Kakadu / zanuda

OCaml linter
GNU Lesser General Public License v3.0
63 stars 8 forks source link

string-concat linter shouldn't recommend Printf #12

Closed edwintorok closed 1 year ago

edwintorok commented 1 year ago

https://kakadu.github.io/zanuda/lints/index.html#string_concat recommends String.concat instead of ^ (good), but it also recommends Format.printf. 2 problems with that:

Here is a very quickly written microbenchmark:

let conc3 a b c d = a ^ b ^ c ^ d
let concp a b c d = Printf.sprintf "%s%s%s%s" a b c d
let concf a b c d = Format.sprintf "%s%s%s%s" a b c d
let concs a b c d = String.concat "" [a;b;c;d]

let s = String.init 100000 (fun _ -> 'x')

open Core
open Core_bench

let () =
    Command_unix.run @@ Bench.make_command
    [ Bench.Test.create ~name:"^" (fun () -> conc3 s s s s)
    ; Bench.Test.create ~name:"Printf.sprintf" (fun () -> concp s s s s)
    ; Bench.Test.create ~name:"format.sprintf" (fun () -> concf s s s s)
    ; Bench.Test.create ~name:"String.concat" (fun () -> concs s s s s)
]

Results with OCaml 5.0 on AMD Ryzen 9 7950X:

┌────────────────┬──────────┬─────────┬──────────┬──────────┬────────────┐
│ Name           │ Time/Run │ mWd/Run │ mjWd/Run │ Prom/Run │ Percentage │
├────────────────┼──────────┼─────────┼──────────┼──────────┼────────────┤
│ ^              │  75.87us │         │ 112.51kw │          │     60.35% │
│ Printf.sprintf │ 120.61us │  74.01w │ 164.70kw │    3.60w │     95.94% │
│ format.sprintf │ 125.72us │ 309.00w │ 164.72kw │   24.70w │    100.00% │
│ String.concat  │  39.38us │  12.00w │  50.00kw │    0.50w │     31.32% │
└────────────────┴──────────┴─────────┴──────────┴──────────┴────────────┘

I think this is because Printf/Format would internally use a buffer that grows (similar problem to the repeated concatenation with ^), whereas String.concat allocates the correct size to begin by summing up the string sizes.

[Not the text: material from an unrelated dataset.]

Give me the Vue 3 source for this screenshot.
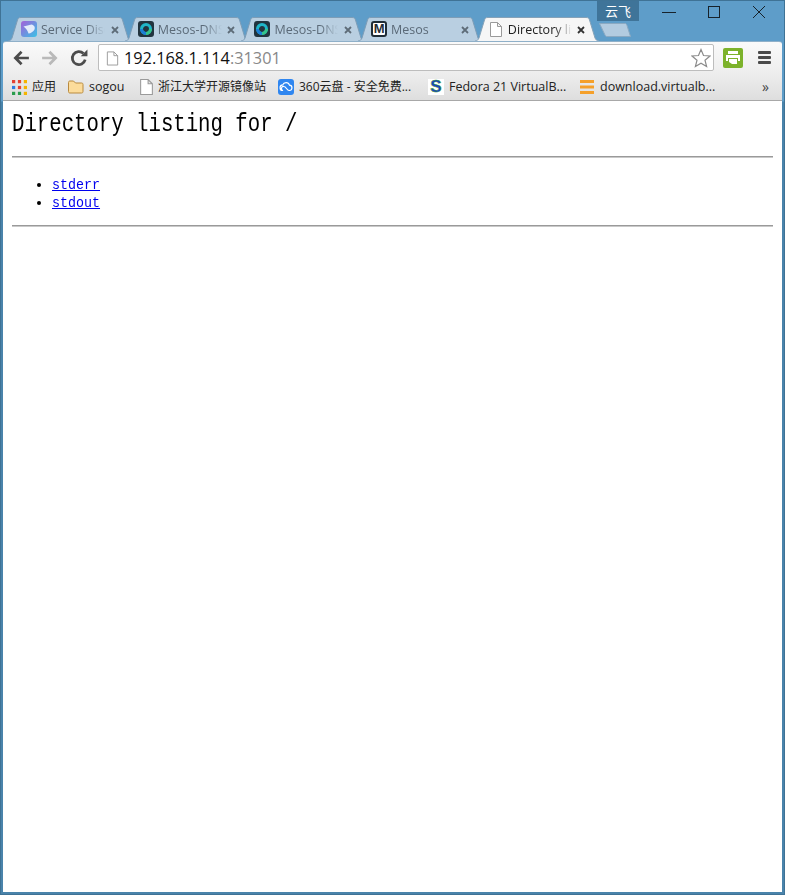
<script setup>
const tabs = [
  { title: 'Service Discovery', icon: 'service' },
  { title: 'Mesos-DNS', icon: 'dns' },
  { title: 'Mesos-DNS', icon: 'dns' },
  { title: 'Mesos', icon: 'mesos' },
  { title: 'Directory listing for /', icon: 'doc', active: true }
]
const bookmarks = [
  { label: '应用', icon: 'apps', width: 56, cjk: true },
  { label: 'sogou', icon: 'folder', width: 72 },
  { label: '浙江大学开源镜像站', icon: 'doc', width: 138, cjk: true },
  { label: '360云盘 - 安全免费...', icon: 'cloud', width: 150, cjk: true },
  { label: 'Fedora 21 VirtualB...', icon: 'fedora', width: 151 },
  { label: 'download.virtualb...', icon: 'stack', width: 140 }
]
const appColors = ['#e34133', '#e34133', '#f5b400', '#2f7de1', '#e34133', '#f5b400', '#2b9d4c', '#2b9d4c', '#f5b400']
const files = ['stderr', 'stdout']
</script>

<template>
  <div class="window">
    <div class="caption">
      <div class="tabstrip">
        <div v-for="(tab, i) in tabs" :key="i" class="tab" :class="{ active: tab.active }">
          <svg class="tab-bg" viewBox="0 0 124 24" preserveAspectRatio="none">
            <path d="M0 24C2 24 3 23 4 21L9.500 3C10 1 11 .5 13 .5H111C113 .5 114 1 114.500 3L120 21C121 23 122 24 124 24" />
          </svg>
          <svg v-if="tab.icon === 'service'" class="ico" viewBox="0 0 16 16">
            <defs>
              <linearGradient id="svc" x1="0" y1="0" x2="1" y2="1">
                <stop offset="0" stop-color="#a45fd8" />
                <stop offset="1" stop-color="#39c3e6" />
              </linearGradient>
            </defs>
            <rect width="16" height="16" rx="3" fill="url(#svc)" />
            <path d="M2.500 5.500L10.500 3.500C13 4 14.500 6 13.500 8.500C12.500 10.500 9.500 12.500 7.500 12.500C7 10 5 7.500 2.500 5.500Z" fill="#e4ecfb" />
          </svg>
          <svg v-else-if="tab.icon === 'dns'" class="ico" viewBox="0 0 16 16">
            <rect width="16" height="16" rx="3" fill="#22343f" />
            <circle cx="8" cy="8" r="4.500" fill="none" stroke="#1fb6c9" stroke-width="3" />
            <path d="M3.500 8A4.500 4.500 0 0 0 8 12.500" fill="none" stroke="#1d7fd6" stroke-width="3" />
            <path d="M8 12.500A4.500 4.500 0 0 0 12.500 8" fill="none" stroke="#35c48a" stroke-width="3" />
          </svg>
          <span v-else-if="tab.icon === 'mesos'" class="ico m-ico">M</span>
          <svg v-else class="ico" viewBox="0 0 16 16">
            <path d="M2.500 1.500H9.500L13.500 5.500V15.500H2.500ZM9.500 1.500V5.500H13.500" fill="#fff" stroke="#9a9a9a" />
          </svg>
          <span class="tab-title">{{ tab.title }}</span>
          <svg class="tab-close" viewBox="0 0 8 8">
            <path d="M1 1L7 7M7 1L1 7" stroke-width="1.800" />
          </svg>
        </div>
        <svg class="newtab" viewBox="0 0 32 14">
          <path d="M.5 .5H26C27 .5 27.500 1 28 2.500L31.500 13.500H8C7 13.500 6.500 13 6 12Z" />
        </svg>
      </div>
      <div class="account">云飞</div>
      <div class="controls">
        <svg viewBox="0 0 14 14"><path d="M0 7.500H14" /></svg>
        <svg viewBox="0 0 14 14"><rect x="1.500" y="1.500" width="11" height="11" /></svg>
        <svg viewBox="0 0 14 14"><path d="M1 1L13 13M13 1L1 13" /></svg>
      </div>
    </div>

    <div class="toolbar">
      <svg class="nav back" viewBox="0 0 16 16"><path d="M15 8H3M8.500 2.500L3 8L8.500 13.500" /></svg>
      <svg class="nav forward" viewBox="0 0 16 16"><path d="M1 8H13M7.500 2.500L13 8L7.500 13.500" /></svg>
      <svg class="nav reload" viewBox="0 0 16 16">
        <path d="M13.500 9.500A5.800 5.800 0 1 1 12 4" />
        <path class="fill" d="M9.500 6.500H15.500V.5Z" />
      </svg>
      <div class="omnibox">
        <svg class="ico omni-doc" viewBox="0 0 16 16">
          <path d="M2.500 1.500H9.500L13.500 5.500V15.500H2.500ZM9.500 1.500V5.500H13.500" fill="#fff" stroke="#9a9a9a" />
        </svg>
        <span class="url">192.168.1.114<span class="port">:31301</span></span>
        <svg class="star" viewBox="0 0 20 20">
          <path d="M10 1.500L12.500 7.500L19 8L14 12.200L15.600 18.600L10 15.200L4.400 18.600L6 12.200L1 8L7.500 7.500Z" />
        </svg>
      </div>
      <svg class="ext" viewBox="0 0 20 20">
        <rect width="20" height="20" rx="2" fill="#7cb22b" />
        <path d="M5 3H15V6H5ZM3 7H17V13H15V10H5V13H3ZM6 11H14V16H9L6 14Z" fill="#fff" />
      </svg>
      <div class="menu"><i></i><i></i><i></i></div>
    </div>

    <div class="bookmarks">
      <div v-for="b in bookmarks" :key="b.label" class="bm" :style="{ width: b.width + 'px' }">
        <svg v-if="b.icon === 'apps'" class="bm-ico apps" viewBox="0 0 14 14">
          <rect v-for="(c, i) in appColors" :key="i" :x="(i % 3) * 5.500" :y="Math.floor(i / 3) * 5.500" width="3" height="3" :fill="c" />
        </svg>
        <svg v-else-if="b.icon === 'folder'" class="bm-ico" viewBox="0 0 16 16">
          <path d="M.5 3.500C.5 2.500 1 2 2 2H5.500L7.500 4H13.500C14.500 4 15 4.500 15 5.500V12.500C15 13.500 14.500 14 13.500 14H2C1 14 .5 13.500 .5 12.500Z" fill="#fcdc9b" stroke="#b98a3e" />
        </svg>
        <svg v-else-if="b.icon === 'doc'" class="bm-ico doc" viewBox="2 1 12 15">
          <path d="M2.500 1.500H9.500L13.500 5.500V15.500H2.500ZM9.500 1.500V5.500H13.500" fill="#fff" stroke="#9a9a9a" />
        </svg>
        <svg v-else-if="b.icon === 'cloud'" class="bm-ico" viewBox="0 0 16 16">
          <rect width="16" height="16" rx="3" fill="#2f86f0" />
          <path d="M5 11.500A2.800 2.800 0 0 1 4.700 5.900A3.600 3.600 0 0 1 11.500 6.100A2.700 2.700 0 0 1 11 11.500C9 11.500 8 7.500 6 7.500A2 2 0 0 0 5 11.500Z" fill="none" stroke="#fff" stroke-width="1.200" />
        </svg>
        <span v-else-if="b.icon === 'fedora'" class="bm-ico s-ico">S</span>
        <svg v-else class="bm-ico" viewBox="0 0 16 16">
          <path d="M1 2.500H15M1 8H15M1 13.500H15" stroke="#f5a02a" stroke-width="3" />
        </svg>
        <span class="bm-label" :class="{ cjk: b.cjk }">{{ b.label }}</span>
      </div>
      <span class="more">»</span>
    </div>

    <main class="page">
      <h1><span class="h1-text">Directory listing for /</span></h1>
      <hr />
      <ul>
        <li v-for="f in files" :key="f"><a href="#">{{ f }}</a></li>
      </ul>
      <hr />
    </main>
  </div>
</template>

<style scoped>
.window {
  width: 785px;
  height: 895px;
  box-sizing: border-box;
  padding: 0 2px 2px;
  background: linear-gradient(#5e9dc9 100px, #4a84ab 101px);
  border: 1px solid #3f7396;
  display: flex;
  flex-direction: column;
  overflow: hidden;
}
.caption {
  height: 40px;
  display: flex;
  position: relative;
  flex: none;
}
.tabstrip {
  display: flex;
  align-items: flex-start;
  padding: 16px 0 0 5px;
  height: 24px;
}
.tab {
  position: relative;
  width: 124px;
  height: 24px;
  margin-right: -7.300px;
  box-sizing: border-box;
  padding: 4px 0 0 13px;
  display: flex;
  align-items: flex-start;
  flex: none;
}
.tab.active { z-index: 2; }
.tab-bg {
  position: absolute;
  inset: 0;
  width: 100%;
  height: 100%;
}
.tab-bg path {
  fill: #b9cfe1;
  stroke: #7d9db7;
  stroke-width: 1;
}
.tab.active .tab-bg path { fill: #f6f6f6; stroke: #86a2b8; }
.ico {
  position: relative;
  width: 16px;
  height: 16px;
  flex: none;
}
.m-ico {
  box-sizing: border-box;
  background: #fff;
  border: 2px solid #1f2c36;
  border-radius: 3px;
  color: #1f2c36;
  font: 700 13px/12px "Liberation Sans", sans-serif;
  text-align: center;
}
.tab-title {
  position: relative;
  margin: 1px 0 0 4px;
  width: 64px;
  height: 16px;
  overflow: hidden;
  white-space: nowrap;
  font: 12.500px/16px "Open Sans", "Noto Sans", sans-serif;
  color: #5b6a78;
  -webkit-mask-image: linear-gradient(to right, #000 72%, transparent);
  mask-image: linear-gradient(to right, #000 72%, transparent);
}
.tab.active .tab-title { color: #222; }
.tab-close {
  position: relative;
  width: 8px;
  height: 8px;
  margin: 5px 0 0 5.500px;
  flex: none;
  fill: none;
  stroke: #5e6c78;
}
.tab.active .tab-close { stroke: #333; }
.newtab {
  position: relative;
  width: 32px;
  height: 14px;
  margin: 6px 0 0 7px;
  flex: none;
}
.newtab path { fill: #b2cbe0; stroke: #8aa9c2; }
.account {
  position: absolute;
  left: 594px;
  top: 0;
  width: 42px;
  height: 20px;
  background: #3f7499;
  color: #fff;
  font: 13px/20px "Noto Sans CJK SC", sans-serif;
  text-align: center;
}
.controls {
  position: absolute;
  top: 4px;
  right: 16px;
  display: flex;
  gap: 31px;
}
.controls svg {
  width: 14px;
  height: 14px;
  fill: none;
  stroke: #17222a;
  stroke-width: 1;
}
.toolbar {
  height: 31px;
  flex: none;
  display: flex;
  align-items: center;
  background: linear-gradient(#fafafa, #eeeeee);
  border-top: 1px solid #8fb0c9;
  border-radius: 3px 3px 0 0;
  padding: 1px 9px 0;
  position: relative;
  box-sizing: border-box;
}
.nav {
  width: 18px;
  height: 18px;
  flex: none;
  fill: none;
  stroke: #4c4c4c;
  stroke-width: 2.400;
  margin-right: 11px;
}
.forward { stroke: #b9b9b9; }
.reload { margin-right: 10px; }
.reload .fill { fill: #4c4c4c; stroke: none; }
.omnibox {
  width: 616px;
  height: 27px;
  box-sizing: border-box;
  background: #fff;
  border: 1px solid #bdbdbd;
  border-radius: 2px;
  display: flex;
  align-items: center;
  padding: 0 2px 0 6px;
  flex: none;
}
.omni-doc { width: 15px; height: 16px; }
.url {
  margin-left: 4px;
  flex: 1;
  font: 16.300px/22px "Open Sans", "Noto Sans", sans-serif;
  color: #111;
}
.port { color: #888; }
.star {
  width: 20px;
  height: 20px;
  fill: #fff;
  stroke: #8c8c8c;
  stroke-width: 1.200;
}
.ext {
  width: 20px;
  height: 20px;
  margin-left: 9px;
  flex: none;
}
.menu {
  margin-left: 15px;
  width: 13px;
  display: flex;
  flex-direction: column;
  gap: 2px;
}
.menu i {
  display: block;
  height: 3px;
  background: #4a4a4a;
  border-radius: 1px;
}
.bookmarks {
  height: 28px;
  box-sizing: content-box;
  flex: none;
  display: flex;
  align-items: center;
  padding-left: 9px;
  background: linear-gradient(#eeeeee, #dedede);
  border-bottom: 1px solid #a8a8a8;
}
.bm {
  display: flex;
  align-items: center;
  flex: none;
  gap: 5px;
  padding-top: 2px;
}
.bm-ico {
  width: 16px;
  height: 16px;
  flex: none;
}
.bm-ico.apps { width: 15px; height: 15px; }
.bm-ico.doc { width: 13px; }
.s-ico {
  background: #fff;
  color: #1a3fc4;
  font: 700 17px/16px "Liberation Sans", sans-serif;
  text-align: center;
  -webkit-text-stroke: .5px #3aa020;
}
.bm-label {
  font: 12.500px/16px "Open Sans", "Noto Sans CJK SC", sans-serif;
  color: #222;
  white-space: nowrap;
}
.bm-label.cjk { font-size: 12px; }
.more {
  margin-left: 43px;
  padding-top: 2px;
  font: 14px/16px "Open Sans", sans-serif;
  color: #444;
}
.page {
  flex: 1;
  background: #fff;
  padding: 0 9px;
  min-height: 0;
  color: #000;
}
h1 {
  margin: 0;
  padding-top: 10px;
  height: 47px;
  box-sizing: border-box;
  font: 400 25px/28px "Liberation Mono", monospace;
}
.h1-text {
  display: inline-block;
  white-space: nowrap;
  transform-origin: left center;
  transform: scaleX(.827);
}
hr {
  margin: 8px 0 0;
  height: 2px;
  box-sizing: border-box;
  border: 0;
  border-top: 1px solid #9a9a9a;
  border-bottom: 1px solid #c9c9c9;
}
ul {
  margin: 0;
  padding: 18px 0 13px 40px;
  list-style: disc;
  font: 16px/18px "Liberation Mono", monospace;
}
li { height: 18px; }
ul + hr { margin-top: 0; }
a {
  display: inline-block;
  font-size: 15px;
  line-height: 18px;
  color: #00e;
  text-decoration: underline;
  transform-origin: left center;
  transform: scaleX(.889);
}
</style>

<style>
html, body { margin: 0; padding: 0; background: #5e9dc9; }
</style>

Kakadu commented 1 year ago

Thank you for your report. It looks like the standard ^ is much more performant than I though.

I did some benchmarks, https://github.com/Kakadu/fastware/tree/master/concat_str and I started thinking that this lint is not worth mentioning at all?.. What do you think?

edwintorok commented 1 year ago

I think it is still useful to avoid ^ when used in non-constant contexts, e.g. List.fold_left ( ^ ) is probably a bad idea (where the list could be thousands of elements long), using String.concat or a Buffer would be better. If you just have a small constant number of ^ then it probably doesn't matter much what you use.

Can the linter distinguish between the two usages?